• _What you have to do_
Write out, word for word, every line from the first one through the line that holds "string[]; label?: string", and nothing else; skip the pictures.
-------
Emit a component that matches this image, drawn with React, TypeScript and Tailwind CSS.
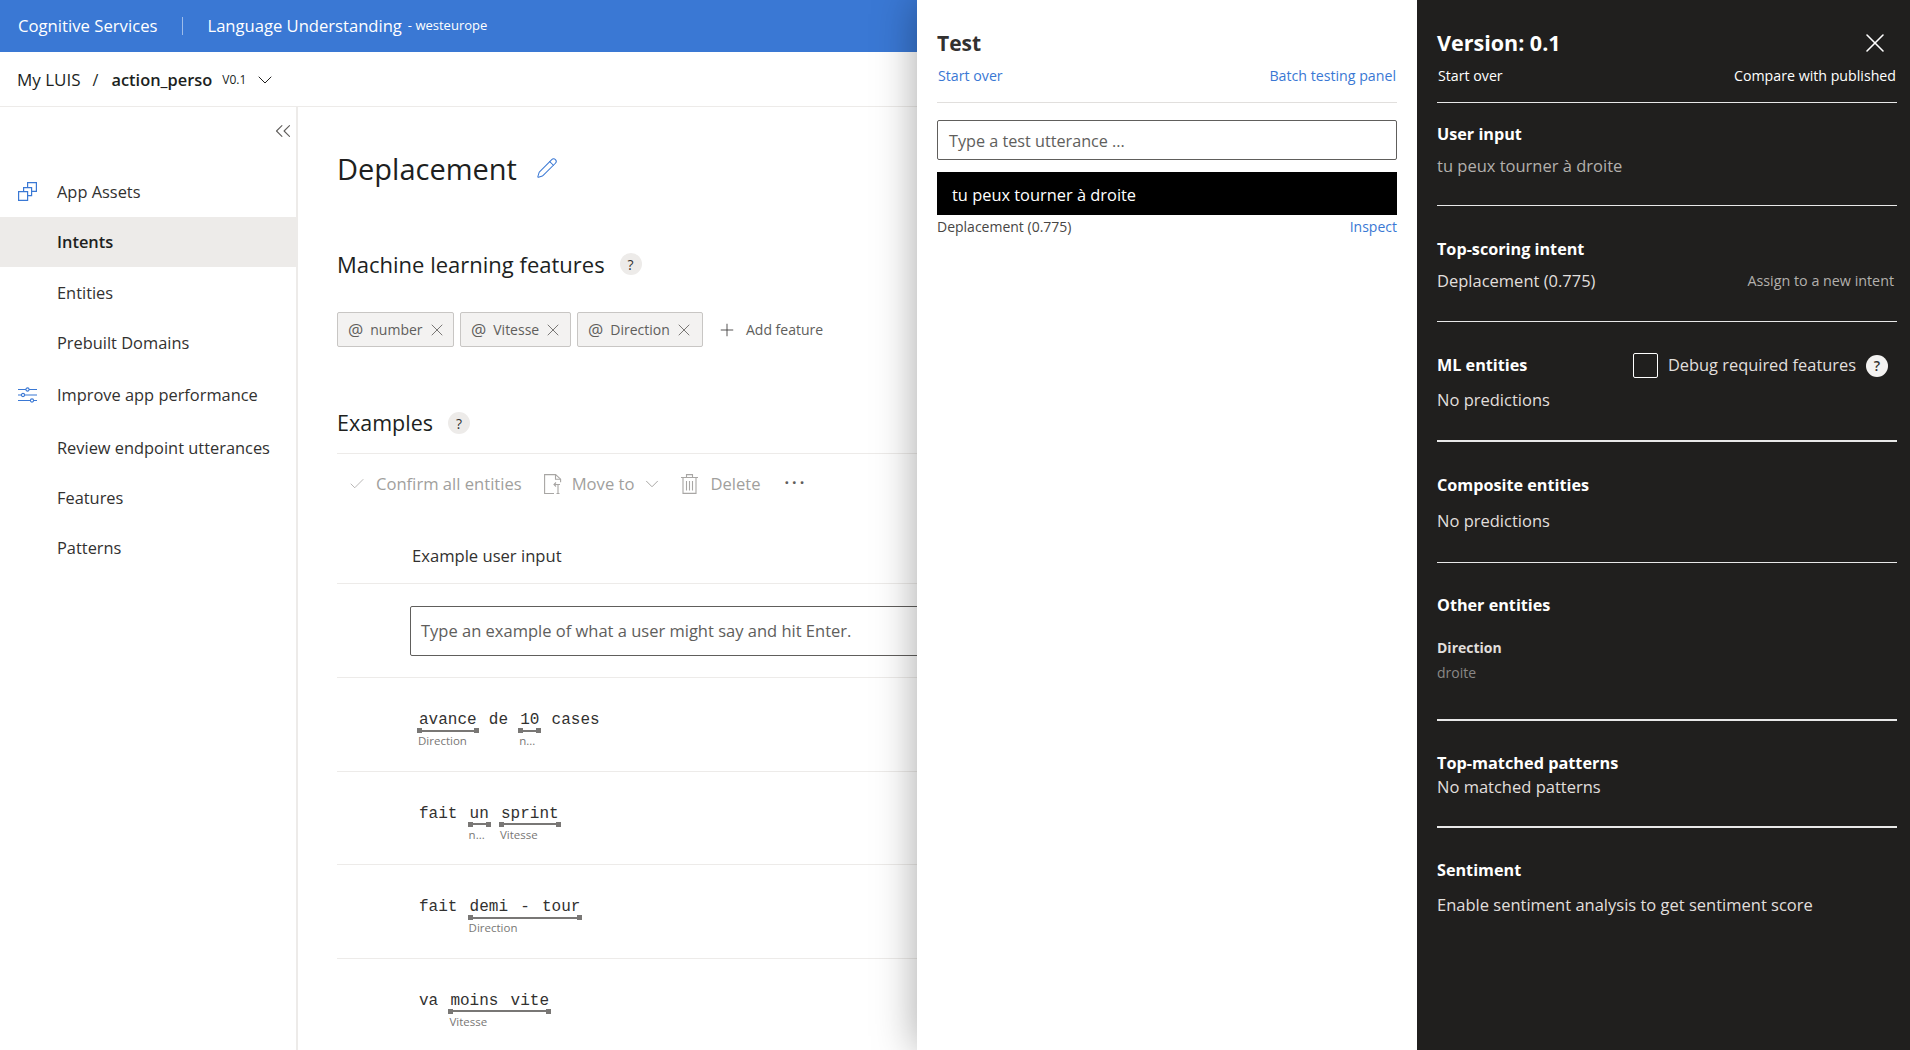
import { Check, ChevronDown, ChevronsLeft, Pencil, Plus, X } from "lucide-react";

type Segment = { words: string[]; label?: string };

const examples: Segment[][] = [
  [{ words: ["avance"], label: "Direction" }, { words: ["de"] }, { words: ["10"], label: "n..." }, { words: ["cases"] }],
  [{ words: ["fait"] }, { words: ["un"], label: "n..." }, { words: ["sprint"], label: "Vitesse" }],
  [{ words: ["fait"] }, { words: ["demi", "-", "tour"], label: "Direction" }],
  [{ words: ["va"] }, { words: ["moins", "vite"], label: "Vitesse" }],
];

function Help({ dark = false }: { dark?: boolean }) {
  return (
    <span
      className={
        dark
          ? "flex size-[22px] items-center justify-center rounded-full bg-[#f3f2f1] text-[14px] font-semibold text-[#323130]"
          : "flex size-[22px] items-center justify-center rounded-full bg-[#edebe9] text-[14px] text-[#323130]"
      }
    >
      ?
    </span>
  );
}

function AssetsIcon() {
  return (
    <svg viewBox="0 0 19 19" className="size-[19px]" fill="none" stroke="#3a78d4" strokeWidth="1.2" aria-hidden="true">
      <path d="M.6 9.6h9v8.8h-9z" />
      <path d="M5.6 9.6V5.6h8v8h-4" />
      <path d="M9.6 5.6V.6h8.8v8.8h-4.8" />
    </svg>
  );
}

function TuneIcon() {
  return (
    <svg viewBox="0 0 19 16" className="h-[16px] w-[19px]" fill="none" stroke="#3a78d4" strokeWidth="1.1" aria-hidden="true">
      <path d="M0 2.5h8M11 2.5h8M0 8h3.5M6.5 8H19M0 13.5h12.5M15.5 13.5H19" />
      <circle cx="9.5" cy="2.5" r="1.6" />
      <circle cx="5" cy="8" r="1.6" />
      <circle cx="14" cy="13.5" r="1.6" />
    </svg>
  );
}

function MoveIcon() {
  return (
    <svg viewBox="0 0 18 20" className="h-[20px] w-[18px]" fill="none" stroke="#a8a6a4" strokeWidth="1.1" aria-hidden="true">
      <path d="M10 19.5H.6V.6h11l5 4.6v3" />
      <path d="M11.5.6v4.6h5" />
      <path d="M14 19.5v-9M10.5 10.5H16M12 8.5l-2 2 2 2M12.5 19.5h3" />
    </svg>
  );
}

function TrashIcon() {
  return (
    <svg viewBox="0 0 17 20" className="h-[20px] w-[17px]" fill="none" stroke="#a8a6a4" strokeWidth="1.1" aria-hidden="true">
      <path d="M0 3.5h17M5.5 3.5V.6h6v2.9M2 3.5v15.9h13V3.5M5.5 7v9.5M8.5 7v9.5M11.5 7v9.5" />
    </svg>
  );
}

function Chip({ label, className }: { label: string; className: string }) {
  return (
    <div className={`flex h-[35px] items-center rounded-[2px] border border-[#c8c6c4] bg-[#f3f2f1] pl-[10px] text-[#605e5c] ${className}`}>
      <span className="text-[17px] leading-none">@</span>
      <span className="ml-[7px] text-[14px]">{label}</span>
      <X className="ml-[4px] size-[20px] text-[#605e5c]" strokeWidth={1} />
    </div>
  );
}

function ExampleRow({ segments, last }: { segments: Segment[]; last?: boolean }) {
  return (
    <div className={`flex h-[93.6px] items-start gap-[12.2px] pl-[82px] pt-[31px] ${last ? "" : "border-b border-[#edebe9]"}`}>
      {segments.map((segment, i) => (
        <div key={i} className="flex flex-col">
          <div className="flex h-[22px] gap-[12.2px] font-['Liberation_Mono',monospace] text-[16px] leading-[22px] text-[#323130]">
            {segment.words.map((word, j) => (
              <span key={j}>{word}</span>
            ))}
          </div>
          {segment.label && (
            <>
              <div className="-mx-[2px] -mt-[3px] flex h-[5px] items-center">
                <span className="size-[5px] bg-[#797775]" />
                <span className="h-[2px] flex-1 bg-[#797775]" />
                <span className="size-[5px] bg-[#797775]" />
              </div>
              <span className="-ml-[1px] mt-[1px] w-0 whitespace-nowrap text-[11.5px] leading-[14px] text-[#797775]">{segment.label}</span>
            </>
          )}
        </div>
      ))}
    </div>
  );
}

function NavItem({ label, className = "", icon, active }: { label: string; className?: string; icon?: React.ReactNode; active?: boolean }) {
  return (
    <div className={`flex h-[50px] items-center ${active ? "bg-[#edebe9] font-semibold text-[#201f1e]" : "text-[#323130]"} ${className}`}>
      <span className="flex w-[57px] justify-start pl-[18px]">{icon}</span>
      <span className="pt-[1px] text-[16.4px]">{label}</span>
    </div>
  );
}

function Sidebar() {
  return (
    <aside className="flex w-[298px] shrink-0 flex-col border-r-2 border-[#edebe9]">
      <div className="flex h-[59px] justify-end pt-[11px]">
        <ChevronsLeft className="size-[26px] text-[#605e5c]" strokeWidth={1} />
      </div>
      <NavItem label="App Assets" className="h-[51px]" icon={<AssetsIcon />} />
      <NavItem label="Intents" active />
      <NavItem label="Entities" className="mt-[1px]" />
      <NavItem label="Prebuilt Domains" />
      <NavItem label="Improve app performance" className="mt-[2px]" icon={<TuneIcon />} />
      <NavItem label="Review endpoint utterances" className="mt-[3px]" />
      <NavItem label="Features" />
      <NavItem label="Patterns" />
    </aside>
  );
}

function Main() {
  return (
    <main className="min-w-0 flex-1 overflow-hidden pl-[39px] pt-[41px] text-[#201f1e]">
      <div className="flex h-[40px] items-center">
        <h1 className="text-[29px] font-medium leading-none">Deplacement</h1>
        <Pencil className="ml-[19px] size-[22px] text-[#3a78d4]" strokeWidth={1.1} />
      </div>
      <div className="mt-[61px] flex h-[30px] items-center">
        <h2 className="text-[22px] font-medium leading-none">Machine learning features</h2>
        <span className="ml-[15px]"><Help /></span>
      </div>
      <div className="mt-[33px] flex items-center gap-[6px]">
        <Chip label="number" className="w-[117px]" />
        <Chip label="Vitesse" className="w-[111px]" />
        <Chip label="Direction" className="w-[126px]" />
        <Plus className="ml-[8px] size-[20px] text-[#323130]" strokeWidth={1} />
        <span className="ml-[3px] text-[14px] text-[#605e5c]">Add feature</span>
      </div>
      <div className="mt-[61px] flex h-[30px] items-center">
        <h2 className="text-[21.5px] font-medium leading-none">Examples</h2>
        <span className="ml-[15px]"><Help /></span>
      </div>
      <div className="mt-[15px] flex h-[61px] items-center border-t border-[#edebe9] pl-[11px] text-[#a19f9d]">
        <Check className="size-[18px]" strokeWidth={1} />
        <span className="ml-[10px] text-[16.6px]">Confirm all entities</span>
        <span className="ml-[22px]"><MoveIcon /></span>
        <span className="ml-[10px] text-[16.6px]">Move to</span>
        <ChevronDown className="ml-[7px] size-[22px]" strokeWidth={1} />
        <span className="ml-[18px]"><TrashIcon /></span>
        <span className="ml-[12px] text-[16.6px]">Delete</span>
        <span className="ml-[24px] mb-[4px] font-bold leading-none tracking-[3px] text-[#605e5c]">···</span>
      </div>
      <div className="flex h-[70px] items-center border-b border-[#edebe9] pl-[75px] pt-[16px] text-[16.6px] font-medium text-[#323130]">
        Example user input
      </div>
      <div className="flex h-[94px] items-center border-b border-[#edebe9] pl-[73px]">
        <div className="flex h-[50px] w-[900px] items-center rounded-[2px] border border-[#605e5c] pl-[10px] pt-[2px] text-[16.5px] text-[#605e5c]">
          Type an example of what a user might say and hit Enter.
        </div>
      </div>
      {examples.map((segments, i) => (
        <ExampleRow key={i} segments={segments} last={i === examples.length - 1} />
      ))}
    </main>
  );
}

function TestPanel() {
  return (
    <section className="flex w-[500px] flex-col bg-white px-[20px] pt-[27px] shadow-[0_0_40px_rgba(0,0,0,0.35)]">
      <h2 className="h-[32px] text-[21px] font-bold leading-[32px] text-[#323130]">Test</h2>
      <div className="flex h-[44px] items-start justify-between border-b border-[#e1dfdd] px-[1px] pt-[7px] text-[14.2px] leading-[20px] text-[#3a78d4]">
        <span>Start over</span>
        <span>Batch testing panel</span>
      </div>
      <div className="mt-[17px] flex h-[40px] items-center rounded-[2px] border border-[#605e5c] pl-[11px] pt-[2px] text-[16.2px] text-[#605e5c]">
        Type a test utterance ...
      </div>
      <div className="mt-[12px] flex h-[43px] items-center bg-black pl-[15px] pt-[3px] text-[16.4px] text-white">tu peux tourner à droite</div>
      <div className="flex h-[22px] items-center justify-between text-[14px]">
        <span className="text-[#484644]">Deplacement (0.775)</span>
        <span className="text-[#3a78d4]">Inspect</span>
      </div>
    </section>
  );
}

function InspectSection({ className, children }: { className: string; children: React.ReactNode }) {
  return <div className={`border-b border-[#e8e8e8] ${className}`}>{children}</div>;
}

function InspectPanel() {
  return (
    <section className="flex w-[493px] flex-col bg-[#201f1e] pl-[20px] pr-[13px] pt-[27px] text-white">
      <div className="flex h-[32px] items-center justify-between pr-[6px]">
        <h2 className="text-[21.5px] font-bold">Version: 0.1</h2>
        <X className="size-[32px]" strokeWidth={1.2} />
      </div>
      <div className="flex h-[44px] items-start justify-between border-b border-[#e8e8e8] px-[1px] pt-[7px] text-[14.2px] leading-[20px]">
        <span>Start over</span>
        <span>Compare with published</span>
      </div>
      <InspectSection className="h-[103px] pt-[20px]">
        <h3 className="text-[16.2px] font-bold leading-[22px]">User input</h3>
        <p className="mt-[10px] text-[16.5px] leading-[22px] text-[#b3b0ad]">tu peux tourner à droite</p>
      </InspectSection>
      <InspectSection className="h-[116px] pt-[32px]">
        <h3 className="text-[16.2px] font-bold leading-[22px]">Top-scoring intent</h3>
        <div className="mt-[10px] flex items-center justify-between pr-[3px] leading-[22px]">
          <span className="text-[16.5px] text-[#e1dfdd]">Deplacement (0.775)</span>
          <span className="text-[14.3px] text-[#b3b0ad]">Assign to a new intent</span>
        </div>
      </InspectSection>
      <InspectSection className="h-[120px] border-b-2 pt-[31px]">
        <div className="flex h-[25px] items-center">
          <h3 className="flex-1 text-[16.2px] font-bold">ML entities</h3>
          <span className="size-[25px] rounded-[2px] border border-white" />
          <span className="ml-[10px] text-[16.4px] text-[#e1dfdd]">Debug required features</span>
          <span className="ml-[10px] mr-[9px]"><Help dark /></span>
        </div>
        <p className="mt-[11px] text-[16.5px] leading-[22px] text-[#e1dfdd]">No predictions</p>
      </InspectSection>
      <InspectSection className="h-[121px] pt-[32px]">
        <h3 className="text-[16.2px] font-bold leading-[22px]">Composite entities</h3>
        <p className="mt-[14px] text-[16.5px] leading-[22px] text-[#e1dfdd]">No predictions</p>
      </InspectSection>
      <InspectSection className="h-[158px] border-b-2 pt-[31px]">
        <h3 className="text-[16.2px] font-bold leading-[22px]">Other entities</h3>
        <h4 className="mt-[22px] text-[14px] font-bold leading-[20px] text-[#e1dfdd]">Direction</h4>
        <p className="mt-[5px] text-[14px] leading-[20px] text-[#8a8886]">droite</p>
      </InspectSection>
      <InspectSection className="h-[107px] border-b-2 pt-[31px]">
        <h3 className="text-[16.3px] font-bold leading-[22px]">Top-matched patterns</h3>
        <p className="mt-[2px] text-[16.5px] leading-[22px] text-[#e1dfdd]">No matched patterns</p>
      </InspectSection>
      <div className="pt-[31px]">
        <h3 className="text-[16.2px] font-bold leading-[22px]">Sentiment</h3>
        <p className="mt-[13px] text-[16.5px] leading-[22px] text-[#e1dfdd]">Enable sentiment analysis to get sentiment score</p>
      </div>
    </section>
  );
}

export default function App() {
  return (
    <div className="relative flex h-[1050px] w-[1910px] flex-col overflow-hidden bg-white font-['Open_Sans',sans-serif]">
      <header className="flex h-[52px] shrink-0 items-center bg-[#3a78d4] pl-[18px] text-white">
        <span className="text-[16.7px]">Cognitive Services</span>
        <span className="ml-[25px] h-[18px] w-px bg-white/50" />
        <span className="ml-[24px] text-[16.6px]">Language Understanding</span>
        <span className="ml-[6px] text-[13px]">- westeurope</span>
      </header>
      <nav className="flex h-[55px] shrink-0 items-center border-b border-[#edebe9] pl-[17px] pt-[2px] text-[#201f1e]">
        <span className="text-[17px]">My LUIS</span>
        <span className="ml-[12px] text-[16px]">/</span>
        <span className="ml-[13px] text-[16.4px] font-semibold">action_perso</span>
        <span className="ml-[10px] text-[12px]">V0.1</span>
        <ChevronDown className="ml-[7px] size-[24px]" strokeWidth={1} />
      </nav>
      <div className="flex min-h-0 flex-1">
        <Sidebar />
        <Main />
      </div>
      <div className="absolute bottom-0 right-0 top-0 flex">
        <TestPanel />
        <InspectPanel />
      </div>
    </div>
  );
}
-------
• _Correct result_
Emit a component that matches this image, drawn with React, TypeScript and Tailwind CSS.
import { Check, ChevronDown, ChevronsLeft, Pencil, Plus, X } from "lucide-react";

type Segment = { words: string[]; label?: string };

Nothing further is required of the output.